I noticed a peculiarity in Table 2 that the authors did not discuss. When a link is bonded with another slower link (except row 2), the efficiency increases. For example, the fourth row shows a 10% increase in the theoretical combined bandwidth. The effective increase in bandwidth is 21.45/13.58-1 = 58%. Perhaps slower connections are more efficient?

It would have been nice to see some benchmarks on compression pipelining. This isn't applicable to FTP, but it is for emails and web content, which are mostly text. gzip would work well, and it would be interesting to see how the network load would change.

The only apparent problem is that the DOT scheme is similar to that of FTP. The data and control channels are on separate connections, so it suffers from the same jankiness. Namely, it doesn't work well with firewalls. The problem of separate control & data channels is probably well enough understood, though, and the same techniques could surely be used.

#15 posted on Oct 06 2008, 03:10 in collection UW-Madison CS 740: Advanced Computer Networking -- Spring 2012
This paper is motivated by the fact that many existing network applications entangle control and data transmission into one bundle. As a result, any new approach to data transfer needs to be hacked on a per application basis to fit for that particular application.

The essence of the paper is decoupling the data transfer from the control exchange, and providing an service (DOT) to which applications can outsource data transfer.

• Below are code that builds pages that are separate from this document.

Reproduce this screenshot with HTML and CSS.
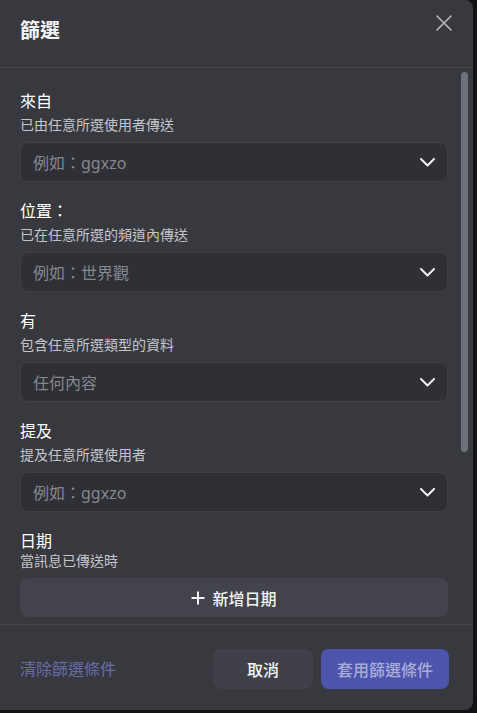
FILE: index.html
```html
<!DOCTYPE html>
<html lang="zh-TW">
<head>
    <meta charset="utf-8">
    <title>篩選</title>
    <link rel="stylesheet" href="styles.css">
</head>

<body>
    <div class="modal">
        <div class="head">
            <p class="headTitle">篩選</p>
            <svg class="close" width="16" height="16" viewBox="0 0 16 16">
                <path d="M1 1L15 15M15 1L1 15" stroke="#b5b7bd" stroke-width="1.6" stroke-linecap="round"/>
            </svg>
        </div>

        <div class="main">
            <div class="field">
                <p class="label">來自</p>
                <p class="sub">已由任意所選使用者傳送</p>
                <div class="select">
                    <span class="hint">例如：ggxzo</span>
                    <svg width="15" height="9" viewBox="0 0 15 9"><path d="M1 1L7.5 7.5L14 1" fill="none" stroke="#f2f3f5" stroke-width="2" stroke-linecap="round" stroke-linejoin="round"/></svg>
                </div>
            </div>
            <div class="field">
                <p class="label">位置：</p>
                <p class="sub">已在任意所選的頻道內傳送</p>
                <div class="select">
                    <span class="hint">例如：世界觀</span>
                    <svg width="15" height="9" viewBox="0 0 15 9"><path d="M1 1L7.5 7.5L14 1" fill="none" stroke="#f2f3f5" stroke-width="2" stroke-linecap="round" stroke-linejoin="round"/></svg>
                </div>
            </div>
            <div class="field">
                <p class="label">有</p>
                <p class="sub">包含任意所選類型的資料</p>
                <div class="select">
                    <span class="hint">任何內容</span>
                    <svg width="15" height="9" viewBox="0 0 15 9"><path d="M1 1L7.5 7.5L14 1" fill="none" stroke="#f2f3f5" stroke-width="2" stroke-linecap="round" stroke-linejoin="round"/></svg>
                </div>
            </div>
            <div class="field">
                <p class="label">提及</p>
                <p class="sub">提及任意所選使用者</p>
                <div class="select">
                    <span class="hint">例如：ggxzo</span>
                    <svg width="15" height="9" viewBox="0 0 15 9"><path d="M1 1L7.5 7.5L14 1" fill="none" stroke="#f2f3f5" stroke-width="2" stroke-linecap="round" stroke-linejoin="round"/></svg>
                </div>
            </div>
            <div class="field">
                <p class="label">日期</p>
                <p class="sub sub-tight">當訊息已傳送時</p>
                <div class="addDate">
                    <svg width="14" height="14" viewBox="0 0 14 14"><path d="M7 0.5V13.5M0.5 7H13.5" stroke="#f2f3f5" stroke-width="2"/></svg>
                    <span>新增日期</span>
                </div>
            </div>
        </div>

        <div class="foot">
            <span class="clear">清除篩選條件</span>
            <span class="btn btn-cancel">取消</span>
            <span class="btn btn-apply">套用篩選條件</span>
        </div>

        <div class="thumb"></div>
    </div>
</body>
</html>
```

FILE: styles.css
```css
*{margin:0; padding:0; box-sizing:border-box;}
body{
    background:#111214;
    font-family:"Noto Sans","Noto Sans CJK TC",sans-serif;
    color:#f2f3f5;
}
.modal{
    position:relative;
    width:473px; height:710px;
    background:#38393f;
    border-radius:0 8px 8px 0;
    display:flex; flex-direction:column;
    overflow:hidden;
}
.head{
    height:68px;
    padding:18px 20px 0;
    border-bottom:1px solid #45464c;
    display:flex; justify-content:space-between; align-items:flex-start;
}
.head .headTitle{
    font-size:20px; line-height:26px; font-weight:700;
}
.close{margin-top:-3px; margin-right:1px;}
.main{
    height:556px;
    padding:23px 25px 0 20px;
    overflow:hidden;
}
.field{padding-bottom:19px;}
.label{
    font-size:16px; line-height:20px; font-weight:400;
    color:#ffffff;
}
.sub{
    margin-top:5px;
    font-size:14px; line-height:18px;
    color:#c4c5cb;
}
.sub-tight{margin-top:1px;}
.select{
    margin-top:8px;
    height:40px;
    padding:0 12px;
    background:#2f3036;
    border:1px solid #404148;
    border-radius:8px;
    display:flex; justify-content:space-between; align-items:center;
}
.hint{
    font-size:16px;
    color:#85878f;
}
.addDate{
    margin-top:8px;
    height:39px;
    background:#43444b;
    border-radius:8px;
    display:flex; justify-content:center; align-items:center; gap:7px;
    font-size:16px; font-weight:500;
}
.foot{
    flex:1;
    border-top:1px solid #45464c;
    padding:24px 24px 0 20px;
    display:flex; align-items:flex-start; gap:8px;
}
.clear{
    margin-right:auto;
    line-height:40px;
    font-size:16px;
    color:#676ca8;
}
.btn{
    height:40px;
    border-radius:8px;
    display:flex; justify-content:center; align-items:center;
    font-size:16px; font-weight:500;
}
.btn-cancel{
    width:100px;
    background:#404148;
    color:#f2f3f5;
}
.btn-apply{
    width:128px;
    background:#4d54ad;
    color:#a9acd6;
}
.thumb{
    position:absolute;
    top:72px; right:5px;
    width:7px; height:380px;
    border-radius:4px;
    background:#6f7179;
}
```
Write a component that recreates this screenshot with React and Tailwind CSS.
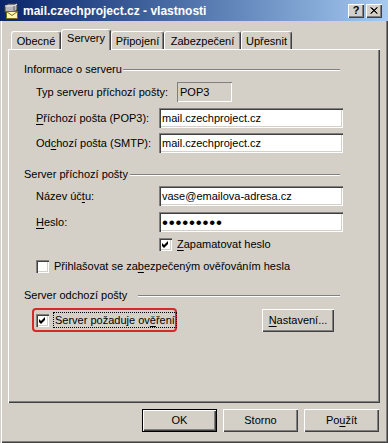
import React from 'react';

const raised = 'shadow-[inset_1px_1px_#fff,inset_-1px_-1px_#404040,inset_-2px_-2px_#808080]';
const sunken = 'shadow-[inset_1px_1px_#808080,inset_2px_2px_#404040,inset_-1px_-1px_#fff,inset_-2px_-2px_#d4d0c8]';

const U = ({ children }) => <span className="underline underline-offset-[2px]">{children}</span>;

const MailIcon = () => (
  <svg width="16" height="16" viewBox="0 0 16 16" className="shrink-0">
    <path d="M2 3 L5 1 L14 1 L14 7 L11 9 L2 9 Z" fill="#b8b8b8" stroke="#404040" strokeWidth="1" />
    <path d="M2 3 L11 3 L14 1" fill="none" stroke="#f0f0f0" strokeWidth="1" />
    <path d="M11 3 L11 9" stroke="#606060" strokeWidth="1" />
    <rect x="3.5" y="8.5" width="11" height="7" fill="#fff7b0" stroke="#7a6a20" />
    <path d="M3.5 8.5 L9 12.5 L14.5 8.5" fill="none" stroke="#7a6a20" />
  </svg>
);

const Check = ({ checked }) => (
  <span className={`w-[13px] h-[13px] bg-white shrink-0 flex ${sunken}`}>
    {checked && (
      <svg width="13" height="13" viewBox="0 0 13 13">
        <polygon points="3,5 5,7 9,3 9,6 5,10 3,8" fill="#000" />
      </svg>
    )}
  </span>
);

const TextBox = ({ children }) => (
  <div className={`w-[184px] h-[20px] bg-white flex items-center pl-[3px] whitespace-nowrap ${sunken}`}>{children}</div>
);

const Heading = ({ label, w }) => (
  <div className="flex items-center h-[13px] pl-[16px] w-[332px]">
    <span className={`${w} shrink-0 leading-none whitespace-nowrap`}>{label}</span>
    <div className="flex-1 border-t border-t-[#808080] border-b border-b-white" />
  </div>
);

const FieldRow = ({ label, children, mt }) => (
  <div className={`flex items-center h-[20px] pl-[28px] ${mt}`}>
    <span className="w-[123px] shrink-0 leading-none whitespace-nowrap">{label}</span>
    {children}
  </div>
);

const Tab = ({ label, w, selected }) =>
  selected ? (
    <div className={`${w} h-[21px] -mb-px relative z-10 bg-[#d4d0c8] border-t border-l border-white rounded-t-[3px] border-r border-r-[#404040] shadow-[inset_-1px_0_#808080] flex justify-center pt-[3px] leading-none whitespace-nowrap`}>
      {label}
    </div>
  ) : (
    <div className={`${w} h-[18px] border-t border-l border-white rounded-t-[3px] border-r border-r-[#404040] shadow-[inset_-1px_0_#808080] flex justify-center pt-[4px] leading-none whitespace-nowrap`}>
      {label}
    </div>
  );

const Button = ({ children, def, w = 'w-[75px]', h = 'h-[23px]' }) => (
  <div className={`${w} ${h} flex items-center justify-center bg-[#d4d0c8] leading-none whitespace-nowrap ${def ? 'border border-black' : ''} ${raised}`}>
    {children}
  </div>
);

export default function App() {
  return (
    <div className="w-[388px] h-[443px] bg-[#d4d0c8] text-black text-[11px] font-['Liberation_Sans',Arial,sans-serif] flex flex-col overflow-hidden">
      {/* title bar */}
      <div className="h-[21px] bg-linear-to-r from-[#0a246a] to-[#a6caf0] flex items-center pl-[3px] pr-[6px]">
        <MailIcon />
        <span className="ml-[4px] text-white font-bold text-[12px] leading-none">mail.czechproject.cz - vlastnosti</span>
        <div className="ml-auto flex gap-[2px]">
          <div className={`w-[16px] h-[14px] bg-[#d4d0c8] flex items-center justify-center font-bold text-[11px] leading-none ${raised}`}>?</div>
          <div className={`w-[16px] h-[14px] bg-[#d4d0c8] flex items-center justify-center ${raised}`}>
            <svg width="8" height="7" viewBox="0 0 8 7">
              <path d="M0.5 0.5 L7 6.5 M1.5 0.5 L7.5 6.5 M7 0.5 L0.5 6.5 M7.5 0.5 L1 6.5" stroke="#000" strokeWidth="1" />
            </svg>
          </div>
        </div>
      </div>

      {/* body */}
      <div className="flex-1 flex flex-col px-[8px] shadow-[inset_1px_0_#d4d0c8,inset_2px_0_#fff,inset_-1px_-1px_#404040,inset_-2px_-2px_#808080]">
        <div className="mt-[8px] h-[20px] flex items-end pl-[3px]">
          <Tab label="Obecné" w="w-[50px]" />
          <Tab label="Servery" w="w-[50px]" selected />
          <Tab label="Připojení" w="w-[53px]" />
          <Tab label="Zabezpečení" w="w-[77px]" />
          <Tab label="Upřesnit" w="w-[51px]" />
        </div>

        <div className={`h-[354px] flex flex-col ${raised}`}>
          <div className="mt-[14px]">
            <Heading label="Informace o serveru" w="w-[99px]" />
          </div>
          <div className="flex items-center h-[20px] pl-[28px] mt-[6px]">
            <span className="w-[141px] shrink-0 leading-none whitespace-nowrap">Typ serveru příchozí pošty:</span>
            <div className="w-[55px] h-[20px] flex items-center pl-[3px] shadow-[inset_1px_1px_#808080,inset_-1px_-1px_#fff]">POP3</div>
          </div>
          <FieldRow mt="mt-[6px]" label={<><U>P</U>říchozí pošta (POP3):</>}>
            <TextBox>mail.czechproject.cz</TextBox>
          </FieldRow>
          <FieldRow mt="mt-[5px]" label={<>Od<U>c</U>hozí pošta (SMTP):</>}>
            <TextBox>mail.czechproject.cz</TextBox>
          </FieldRow>

          <div className="mt-[15px]">
            <Heading label="Server příchozí pošty" w="w-[106px]" />
          </div>
          <FieldRow mt="mt-[5px]" label={<>Název úč<U>t</U>u:</>}>
            <TextBox>vase@emailova-adresa.cz</TextBox>
          </FieldRow>
          <FieldRow mt="mt-[6px]" label={<><U>H</U>eslo:</>}>
            <TextBox>
              <span className="text-[17px] leading-none tracking-[0.8px]">•••••••••</span>
            </TextBox>
          </FieldRow>
          <div className="flex items-center h-[13px] pl-[151px] mt-[6px]">
            <Check checked />
            <span className="ml-[5px] leading-none whitespace-nowrap"><U>Z</U>apamatovat heslo</span>
          </div>
          <div className="flex items-center h-[13px] pl-[28px] mt-[9px]">
            <Check />
            <span className="ml-[5px] leading-none whitespace-nowrap">Přihlašovat se za<U>b</U>ezpečeným ověřováním hesla</span>
          </div>

          <div className="mt-[16px]">
            <Heading label="Server odchozí pošty" w="w-[114px]" />
          </div>
          <div className="flex items-center h-[24px] pl-[24px] mt-[6px]">
            <div className="w-[145px] h-[24px] border-2 border-[#d42a2a] rounded-[4px] flex items-center pl-[2px]">
              <Check checked />
              <div className="ml-[4px] h-[16px] px-[1px] flex items-center border border-dotted border-black leading-none whitespace-nowrap">
                <span>Server požaduje ov<U>ě</U>ření</span>
              </div>
            </div>
            <div className="ml-[85px]">
              <Button w="w-[72px]"><span><U>N</U>astavení...</span></Button>
            </div>
          </div>
        </div>

        <div className="mt-[6px] flex justify-end gap-[6px] pr-[1px]">
          <Button def>OK</Button>
          <Button>Storno</Button>
          <Button><span>Po<U>u</U>žít</span></Button>
        </div>
      </div>
    </div>
  );
}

Having this common service which transfers data on behalf of diverse application has many advantages as the paper mentions. One no longer needs to reimplement each novel data trasfer mechanism for every existing applications; a new plugin can be introduced for DOT which implements the new algorithm once and for all. Also, things like finding and fetching data from mirror sources, compression etc becomes feasible without modification to the application itself.

On a side note, the authors have done a neat job of arresting the interest of the reader by dangling the possibility of stuff like delivering email over bittorrent in front of them. And DOT does in fact make that seem reasonably feasible.

However, there are some issues which I feel will be road blocks to widespread deployment of DOT.

1. Given the receiver pull model of DOT, and separate connections for control and data; there needs to be two way connectivity in many instances (though not all) for DOT to work. The paper does not propose any mechanism to circumvent NAT and stuff like that which can come in the way.

2. Although there is mention of fetching the object from a mirror rather than the original sender, I see no mention of how DOT proposes to identify mirrors.

3. DOT cannot operate with things like voice data etc. From the paper, DOT does not seem to have any mechanism in place to support quality/level of service etc.

4. The possibility of receiver obtaining the object from a mirror rather than the actual sender introduces another problem. How long does the sender cache the data? The solution proposed by the paper seem to be memory intensive, and given that DOT is designed for bulk data transfer, this would flag a serious scalability concern.

5. The paper uses a hash of the data primarily as the object identifier. However, there's no mention of how hash-conflicts are addressed.

Albeit all those questions, I have to say that the paper proposes a neat and novel concept. It boils down to a data transfer service that can be provided maybe at the OS level, which user processes can use for bulk data transfer over the network while being blissfully ignorant of how the tranfer is actually carried out. And this separation allows for a large extent of global optimizations.